Одно в твоих опасениях насчет зимы я не вполне понимаю. Если твой муж так болен, вдобавок страдает двумя заболеваниями, и серьезными, он ведь не может ходить в бюро, но, как штатного сотрудника, уволить его, разумеется, не могут; из-за болезней он вынужден и жизнь свою устраивать по-другому, а ведь от этого все упростится и, по крайней мере внешне, станет легче, хотя вообще все очень печально.
Но одна из самых больших бессмысленностей в этом мире – серьезное отношение к вопросу вины, по крайней мере мне так кажется. Бессмысленность, по-моему, даже не в том, что делаются упреки; конечно, попав в беду, человек сыплет упреками направо и налево (хотя это еще не самая страшная беда, потому что в самой страшной беде упреков вообще не делают), понятно и то, что в тревоге и смятении принимаешь такие упреки близко к сердцу; но что люди полагают, будто все это можно обсуждать как какие-нибудь обыкновенные расчеты, которые настолько ясны, что можно с легкостью предвидеть их последствия, – вот этого я совершенно не понимаю. Конечно, ты виновата, но тогда ведь и твой муж тоже виноват, и опять ты, и опять он, потому что, когда люди живут вместе, иначе и быть не может, а вина тянется бесконечной цепью вплоть до седого первородного греха, но что проку от копаний в первородном грехе для моего нынешнего дня или для визита к ишльскому врачу?
А на улице все время льет дождь и кончаться не хочет. Мне-то что, я сижу в тепле и сухости и только стыжусь есть свой роскошный завтрак, потому что как раз против моих окон в люльке стоит маляр и, злясь на дождь, который немного поутих, и на обилие масла, которое я намазываю на хлеб, без всякой необходимости брызжет краской на стекло, причем и это тоже всего лишь фантазия, и он, вероятно, обращает на меня стократ меньше внимания, чем я на него. Да, сейчас он и правда работает средь проливного дождя и ветра.

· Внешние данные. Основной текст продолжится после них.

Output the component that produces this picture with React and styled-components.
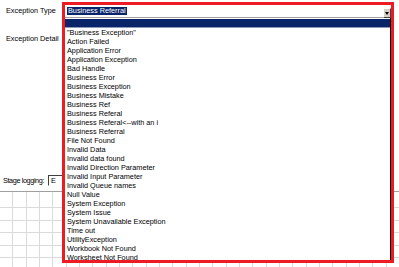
import styled, { createGlobalStyle } from 'styled-components';

const GlobalStyle = createGlobalStyle`
  html, body {
    margin: 0;
    padding: 0;
    background: #fff;
  }
  body {
    font-family: "Liberation Sans", Arial, sans-serif;
    font-size: 7.3px;
    color: #000;
  }
`;

const Page = styled.div`
  position: relative;
  width: 399px;
  height: 267px;
  overflow: hidden;
  background: #fff;
  color: #000;
`;

const Form = styled.div`
  display: flex;
  flex-direction: column;
`;

const FieldRow = styled.div`
  display: flex;
  align-items: flex-start;
  margin-top: ${(p) => p.$top}px;
  padding-left: ${(p) => p.$indent}px;
`;

const Label = styled.span`
  width: ${(p) => p.$w}px;
  line-height: ${(p) => p.$lh}px;
  letter-spacing: ${(p) => (p.$tight ? '-0.4px' : '0')};
  white-space: nowrap;
  color: #000;
`;

const Combo = styled.div`
  box-sizing: border-box;
  display: flex;
  align-items: flex-start;
  justify-content: space-between;
  width: 329px;
  height: 15px;
  padding: 3px 0 0 3px;
  background: #fff;
  border: 1px solid #808080;
  border-bottom-color: #a0a0a0;
  border-right: none;
`;

const SelectedText = styled.span`
  background: #0a246a;
  color: #fff;
  line-height: 8px;
  padding: 0 1px;
  margin-left: 1px;
`;

const DropButton = styled.div`
  box-sizing: border-box;
  display: flex;
  align-items: center;
  justify-content: center;
  width: 8px;
  height: 10px;
  margin-top: 1px;
  background: #d4d0c8;
  border: 1px solid;
  border-color: #fff #404040 #404040 #fff;
`;

const Arrow = styled.span`
  width: 0;
  height: 0;
  border-left: 2.5px solid transparent;
  border-right: 2.5px solid transparent;
  border-top: 3px solid #000;
`;

const SunkenField = styled.div`
  box-sizing: border-box;
  width: 20px;
  height: 11px;
  padding-left: 2px;
  line-height: 9px;
  background: #fff;
  border: 1px solid;
  border-color: #404040 #fff #fff #404040;
`;

const Grid = styled.div`
  margin-top: 5px;
  border-top: 1px solid #a0a0a0;
  display: grid;
  grid-template-columns: repeat(30, 13.33px);
  grid-template-rows: 16px;
  grid-auto-rows: 12.6px;
`;

const Cell = styled.div`
  box-sizing: border-box;
  border-right: 1px solid #dadada;
  border-bottom: 1px solid #dadada;
`;

const DropList = styled.div`
  position: absolute;
  left: 62px;
  top: 18px;
  width: 329px;
  height: 244px;
  box-sizing: border-box;
  overflow: hidden;
  background: #fff;
  border: 1px solid #000;
  border-top: none;
`;

const ListItem = styled.div`
  line-height: 9px;
  padding-left: 4px;
  white-space: nowrap;
  color: #000;
  background: ${(p) => (p.$active ? '#0a246a' : 'transparent')};
  border-bottom: ${(p) => (p.$active ? '1px solid #8e98bc' : 'none')};
  margin-top: ${(p) => (p.$active ? '1px' : '0')};
  height: ${(p) => (p.$active ? '8px' : '9px')};
`;

const RedFrame = styled.div`
  position: absolute;
  left: 62px;
  top: 2px;
  width: 332px;
  height: 261px;
  box-sizing: border-box;
  border: 3px solid #ed1c24;
  pointer-events: none;
`;

const exceptionTypes = [
  '"Business Exception"',
  'Action Failed',
  'Application Error',
  'Application Exception',
  'Bad Handle',
  'Business Error',
  'Business Exception',
  'Business Mistake',
  'Business Ref',
  'Business Referal',
  'Business Referal<--with an i',
  'Business Referral',
  'File Not Found',
  'Invalid Data',
  'Invalid data found',
  'Invalid Direction Parameter',
  'Invalid Input Parameter',
  'Invalid Queue names',
  'Null Value',
  'System Exception',
  'System Issue',
  'System Unavailable Exception',
  'Time out',
  'UtilityException',
  'Workbook Not Found',
  'Worksheet Not Found',
];

const cells = Array.from({ length: 30 * 7 });

const App = () => {
  return (
    <>
      <GlobalStyle />
      <Page>
        <Form>
          <FieldRow $top={3} $indent={6}>
            <Label $w={56} $lh={15}>Exception Type</Label>
            <Combo>
              <SelectedText>Business Referral</SelectedText>
              <DropButton>
                <Arrow />
              </DropButton>
            </Combo>
          </FieldRow>
          <FieldRow $top={16} $indent={6}>
            <Label $w={56} $lh={10}>Exception Detail</Label>
          </FieldRow>
          <FieldRow $top={131} $indent={3}>
            <Label $w={45} $lh={11} $tight>Stage logging:</Label>
            <SunkenField>E</SunkenField>
          </FieldRow>
          <Grid>
            {cells.map((_, i) => (
              <Cell key={i} />
            ))}
          </Grid>
        </Form>
        <DropList>
          <ListItem $active />
          {exceptionTypes.map((t) => (
            <ListItem key={t}>{t}</ListItem>
          ))}
        </DropList>
        <RedFrame />
      </Page>
    </>
  );
};

export default App;
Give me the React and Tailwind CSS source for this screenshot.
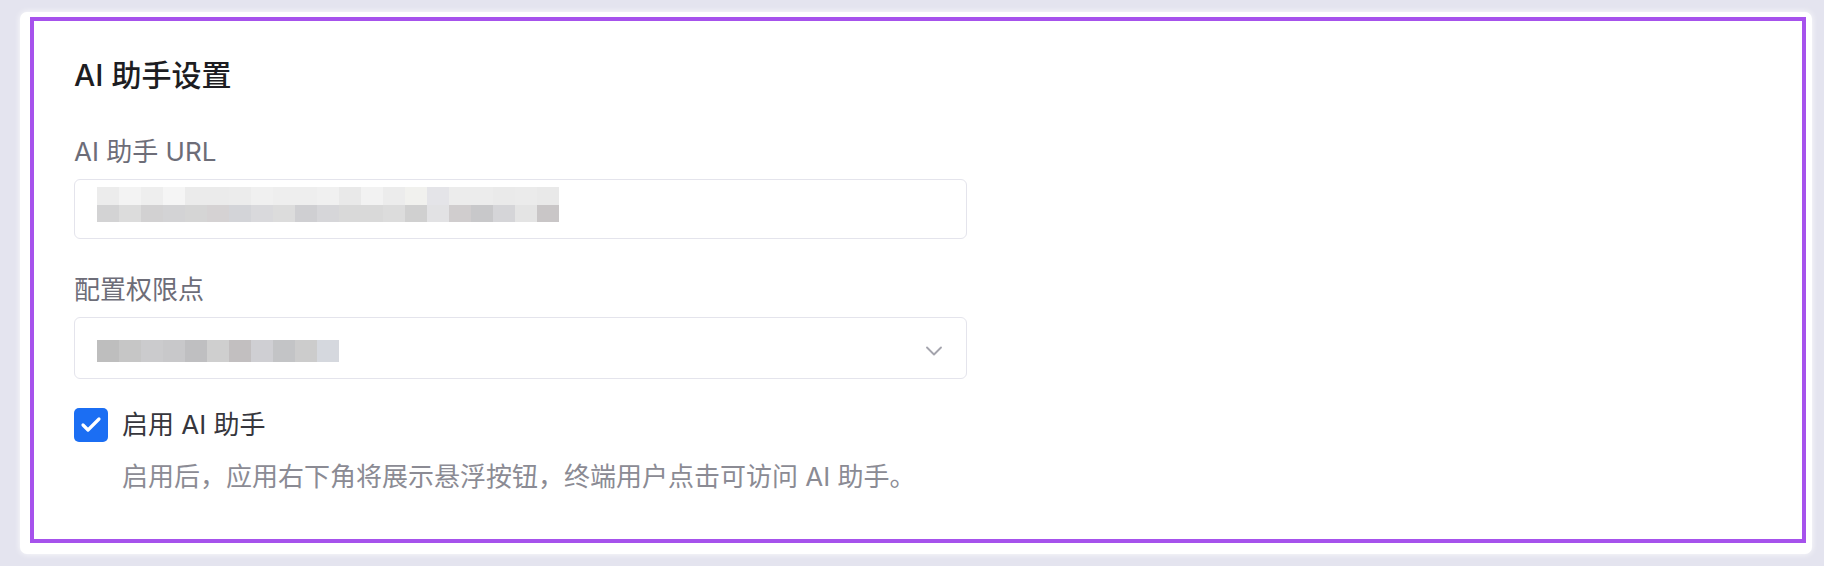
import { Check, ChevronDown } from 'lucide-react'

// mosaic used to redact the saved values
const urlTop = [
  'bg-[#ececec]', 'bg-[#f3f3f3]', 'bg-[#eeeeee]', 'bg-[#f5f5f5]', 'bg-[#ebebeb]', 'bg-[#ebebeb]', 'bg-[#ececec]',
  'bg-[#f0f0f0]', 'bg-[#eeeeee]', 'bg-[#eeeeee]', 'bg-[#f0f0f0]', 'bg-[#e9e9e9]', 'bg-[#f2f2f2]', 'bg-[#ececec]',
  'bg-[#f1f1ee]', 'bg-[#e4e4e8]', 'bg-[#ececec]', 'bg-[#ececec]', 'bg-[#eaeaea]', 'bg-[#ebebeb]', 'bg-[#e9e9e9]',
]
const urlBottom = [
  'bg-[#d3d3d4]', 'bg-[#dcdcdc]', 'bg-[#d2d1d2]', 'bg-[#d3d3d5]', 'bg-[#d5d5d5]', 'bg-[#d5d2d3]', 'bg-[#d3d4d8]',
  'bg-[#d9d9dc]', 'bg-[#dcdcdc]', 'bg-[#cfcfd2]', 'bg-[#d6d6d9]', 'bg-[#d9d9d9]', 'bg-[#d9d9d9]', 'bg-[#dcdcdc]',
  'bg-[#d0d0d0]', 'bg-[#e2e2e4]', 'bg-[#d0cdce]', 'bg-[#c8c8ca]', 'bg-[#d5d5d8]', 'bg-[#e4e4e4]', 'bg-[#c9c6c7]',
]
const permRow = [
  'bg-[#bebebe]', 'bg-[#c6c6c6]', 'bg-[#cbcbcd]', 'bg-[#c8c8ca]', 'bg-[#bfbfc1]', 'bg-[#cfcfcf]',
  'bg-[#c2bfc0]', 'bg-[#cfcfd3]', 'bg-[#c3c4c6]', 'bg-[#cccccc]', 'bg-[#d5d8de]',
]

function Mosaic({ rows }) {
  return (
    <div className="flex flex-col blur-[0.6px]">
      {rows.map((row, i) => (
        <div key={i} className="flex">
          {row.cells.map((c, j) => (
            <div key={j} className={`w-[22px] ${row.h} ${c}`} />
          ))}
        </div>
      ))}
    </div>
  )
}

export default function App() {
  return (
    <div className="h-[566px] w-full bg-[#e4e4ef] pl-[20px] pr-[12px] pt-[12px] pb-[12px] font-[Inter,'Noto_Sans_CJK_SC',sans-serif]">
      <div className="h-[542px] rounded-[7px] bg-white pl-[10px] pr-[6px] pt-[5px] pb-[11px] shadow-[0_0_6px_rgba(255,255,255,0.9)]">
        <div className="h-full border-[4px] border-[#a652ec] pl-[40px] pt-[34px]">
          <h2 className="text-[30px] leading-[40px] font-medium text-[#1d1d22]">AI 助手设置</h2>

          <div className="mt-[39px] text-[26px] leading-[36px] text-[#6d6d78]">AI 助手 URL</div>
          <div className="mt-[9px] h-[60px] w-[893px] rounded-[6px] border border-[#e4e4ec] pl-[22px] pt-[7px]">
            <Mosaic
              rows={[
                { h: 'h-[18px]', cells: urlTop },
                { h: 'h-[17px]', cells: urlBottom },
              ]}
            />
          </div>

          <div className="mt-[33px] text-[26px] leading-[36px] text-[#6d6d78]">配置权限点</div>
          <div className="mt-[9px] flex h-[62px] w-[893px] items-start justify-between rounded-[6px] border border-[#e4e4ec] pl-[22px] pr-[18px] pt-[22px]">
            <Mosaic rows={[{ h: 'h-[22px]', cells: permRow }]} />
            <ChevronDown className="mt-[-3px] h-[28px] w-[28px] text-[#a4a4ad]" strokeWidth={1.6} />
          </div>

          <label className="mt-[28px] flex items-center gap-[14px]">
            <span className="flex h-[34px] w-[34px] items-center justify-center rounded-[5px] bg-[#1b6ef3]">
              <Check className="h-[24px] w-[24px] text-white" strokeWidth={3.2} />
            </span>
            <span className="text-[26px] leading-[36px] text-[#36363c]">启用 AI 助手</span>
          </label>
          <p className="mt-[16px] pl-[48px] text-[26px] leading-[36px] text-[#8b8b94]">
            启用后，应用右下角将展示悬浮按钮，终端用户点击可访问 AI 助手。
          </p>
        </div>
      </div>
    </div>
  )
}
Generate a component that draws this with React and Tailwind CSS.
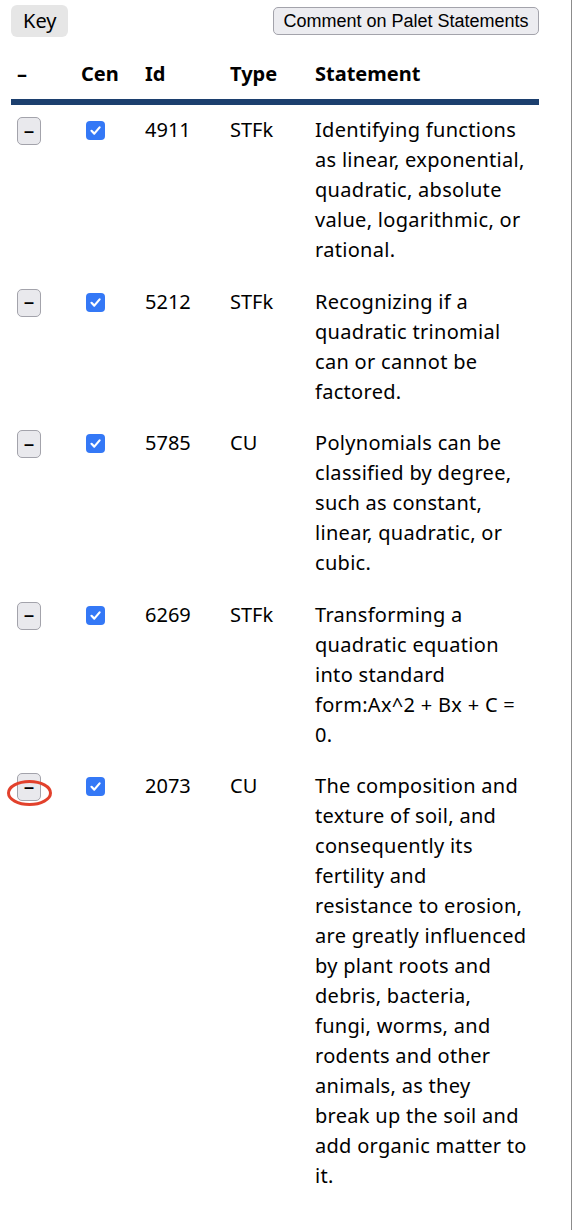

О Вайсе я задним числом слыхал еще, что он, вероятно, не болен, но сидит без денег, по крайней мере так было летом, когда во Франценсбаде для него собирали по подписке. Я ответил ему недели три назад заказным письмом, по шварцвальдскому адресу между прочим, еще прежде, чем услышал об этой истории. Он не ответил. Сейчас он на Штарнбергском озере, с подругой, которая пишет Бауму печально-серьезные (такая у нее натура), но, по сути, не горестные (и это тоже вполне в ее характере) открытки. Перед ее отъездом из Праги (где она имела на театре большой успех) я бегло с нею говорил. Выглядела она плохо – она вообще слабенькая и хрупкая, однако ж небьющаяся, – переутомилась от множества спектаклей. О Вайсе она сказала примерно так: "Он сейчас в Шварцвальде, и живется ему там скверно, ну да ничего, скоро мы будем вместе на Штарнбергском озере, тогда все наладится".